Ubuntu and the Importance of Unlearning

9 May

Like most computer users I’ve had quite a few PCs in my time running Windows and, going back to the early 1980s, DOS. Like many others, I’ve also been a Mac user for decades. And, like precious few others, I’ve even used Unix, primarily when I worked at Sun Microsystems from 1985 to 1990.

Over the weekend I joined a select, but rapidly growing set of Linux operating system users by loading Ubuntu 10.04 on my ThinkPad laptop. It’s way too early for me to make any judgments about the OS. Besides, there are countless online assessments (well, Google counted 86 million of them) discussing which operating system is better, mostly pitting Linux against Windows, including a Wikipedia page dedicated to the subject. And there are plenty of Linux fans willing to trash Windows at every opportunity. There are even folks who have evaluated Linux, Mac, and Windows to determine which is better for big business.
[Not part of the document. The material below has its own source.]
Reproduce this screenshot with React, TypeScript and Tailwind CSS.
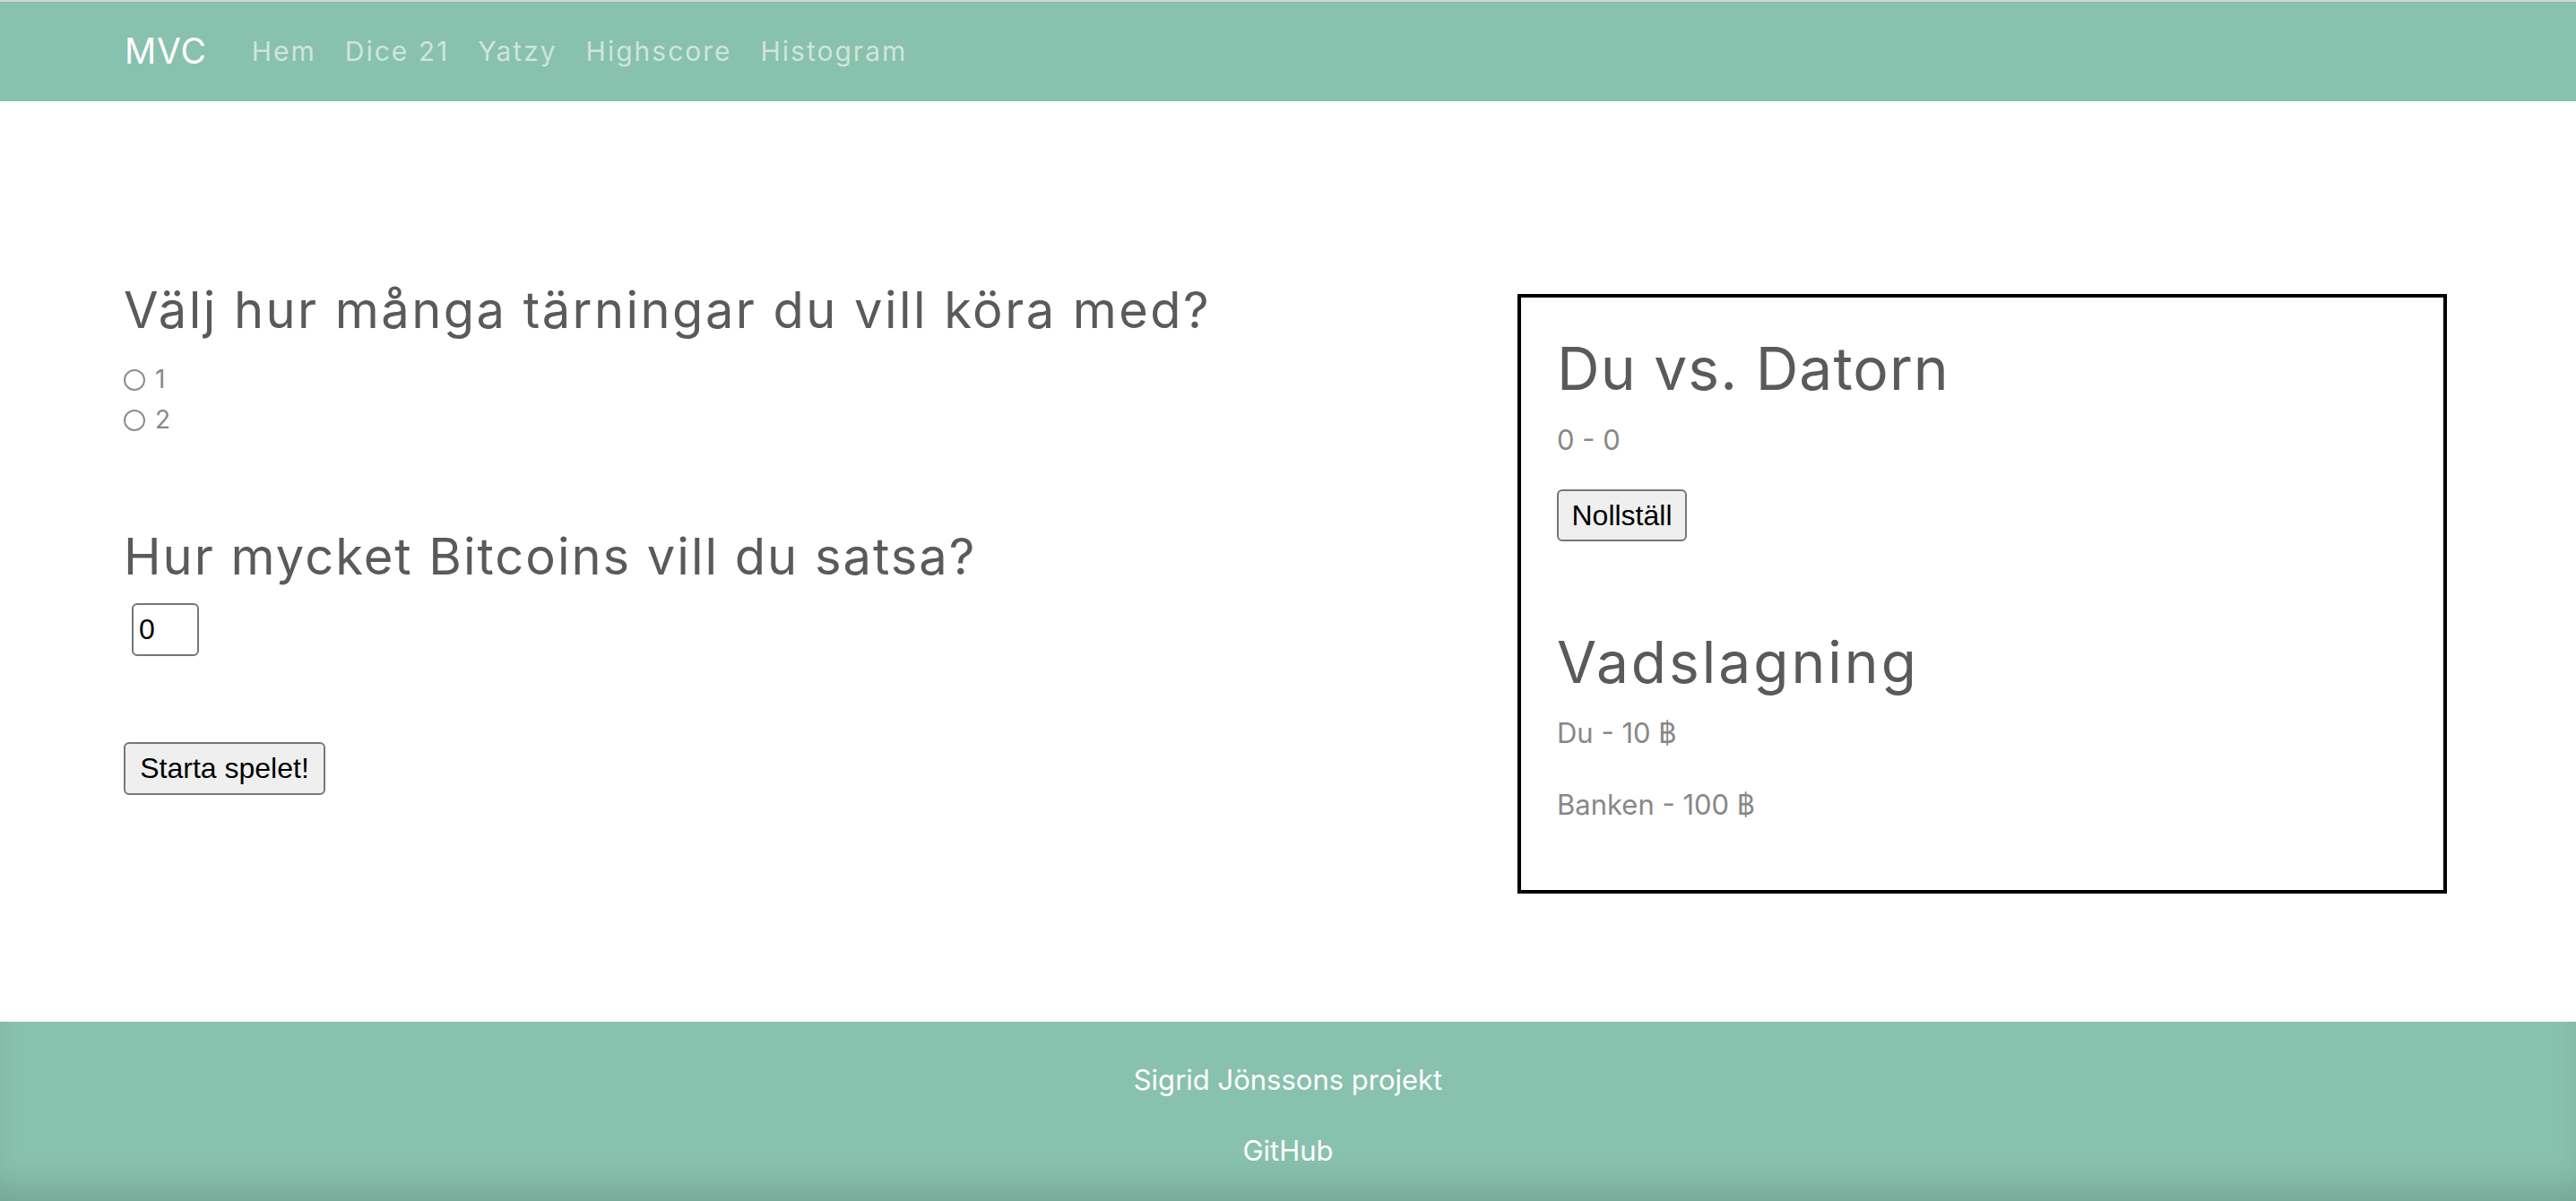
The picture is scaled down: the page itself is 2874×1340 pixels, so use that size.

So, don’t listen to me when you consider which OS is the right one to use. Frankly, I like them all for various reasons.

But what I like best about using a different operating system is unlearning the ones I already am familiar with. Unlearning is one of the most exciting things a person can do. It opens the mind to possibilities heretofore unconsidered. And Ubuntu is helping me unlearn a lot of lazy habits I’ve developed when using my Mac or Windows machines.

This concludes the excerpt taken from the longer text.